Under The North Carolina State Bar's Revised Rule of
Professional Conduct 3.7, Mr. Cunningham and Ms. Berger moved to
have Mr. O'Malley disqualified as Ms. Sams's attorney because they
intended to call him as a witness during the jury trial on the
reasonableness of attorney fees. After the trial court entered an
order disqualifying Mr. O'Malley and his firm, Hahn & Chastain,
P.A., from any further representation in any capacity in the
matter, Ms. Sams appealed. Ms. Sams filed a Petition for Writ of
Supesedeas and Motion for Temporary Stay on 21 March 2003 to stay
all further proceedings in the trial court pending review of the
order disqualifying counsel. This Court initially denied the
motion for temporary stay on 24 March 2003, but then rescinded that
order ex mero motu on 4 April 2003 and allowed the temporary stay
for the limited purpose of staying further proceedings in the
district court related to or affected by Judge Mark Culler's 2 July
2002 order disqualifying defendant's counsel.
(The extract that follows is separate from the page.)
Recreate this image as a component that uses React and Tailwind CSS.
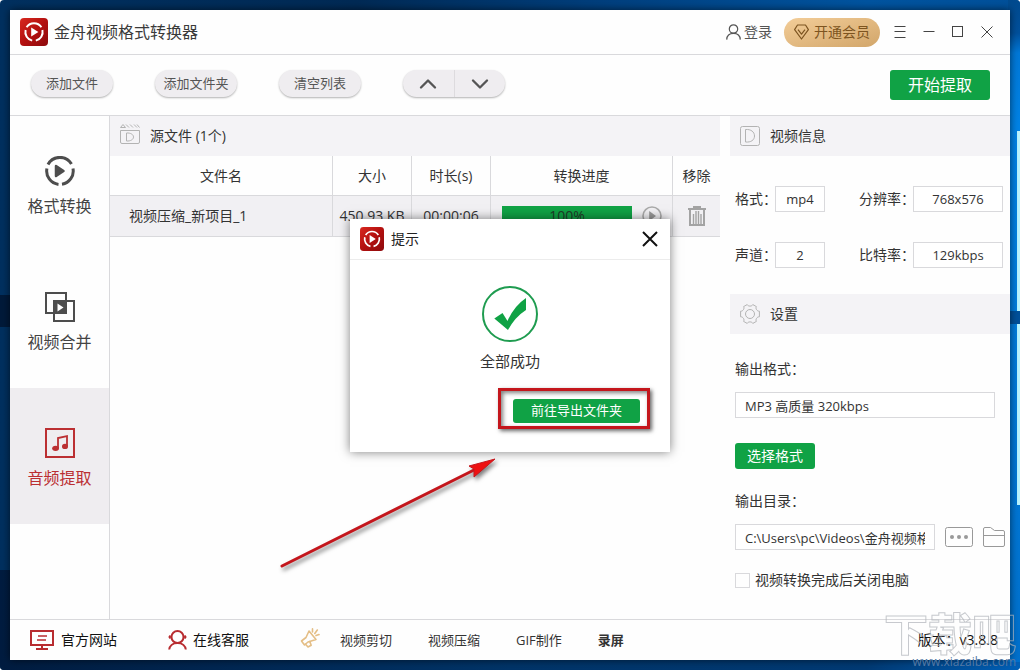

Then, on 22 April
2003, this Court entered an Order allowing Defendant's petition for
writ of supersedeas and stayed proceedings in the district court
related to or affected by Judge Mark Culler's 2 July 2002 order
disqualifying defendant's counsel . . . pending disposition of
defendant's appeal. This Court upheld the trial court's orderdisqualifying defense counsel from representing Defendant at trial,
but reversed the trial court's order disqualifying defense counsel
from representing Defendant in any other capacity in this matter
and the order disqualifying defense counsel's law firm. Cunningham
v. Sams, No. COA02-1623, 2003 N.C. App. LEXIS 2347 (Nov. 18, 2003).
Thereafter this case came before Judge James M. Honeycutt, for
a hearing upon Defendant's Motion for Protective Order and
Application for Stay Order. Judge Honeycutt denied Ms. Sams's
motions in an order entered 27 March 2003. On 23 April 2003 Judge
Honeycutt entered an Order Compelling Discovery after Ms. Sams
failed to show for a scheduled deposition. At this time, the trial
court permitted Mr. O'Malley to act as Ms. Sams's attorney.
On 24 April 2003 Plaintiffs gave Ms. Sams notice for her
deposition to occur at the offices of Cunningham & Crump in
Davidson County, North Carolina. However, Ms. Sams failed to
appear for this deposition, did not file a motion for a protective
order, and did not give Plaintiffs any reason for her lack of
attendance.
On 28 May 2003 Plaintiffs moved for sanctions against Ms. Sams
for her failure to comply with previous discovery orders. The
sanctions requested included striking Ms. Sams's Answer and
Counterclaim and an entry of Judgment for Plaintiffs for the relief
sought in their Complaint. On 9 June 2003 Judge Theodore S.
Royster, Jr. held a hearing regarding the motion for sanctions,
along with other matters, at which both Ms. Sams and her attorney
failed to appear. On 23 June 2003 Judge Royster entered an Orderto Show Cause and an Order to Appear, ordering Ms. Sams to appear.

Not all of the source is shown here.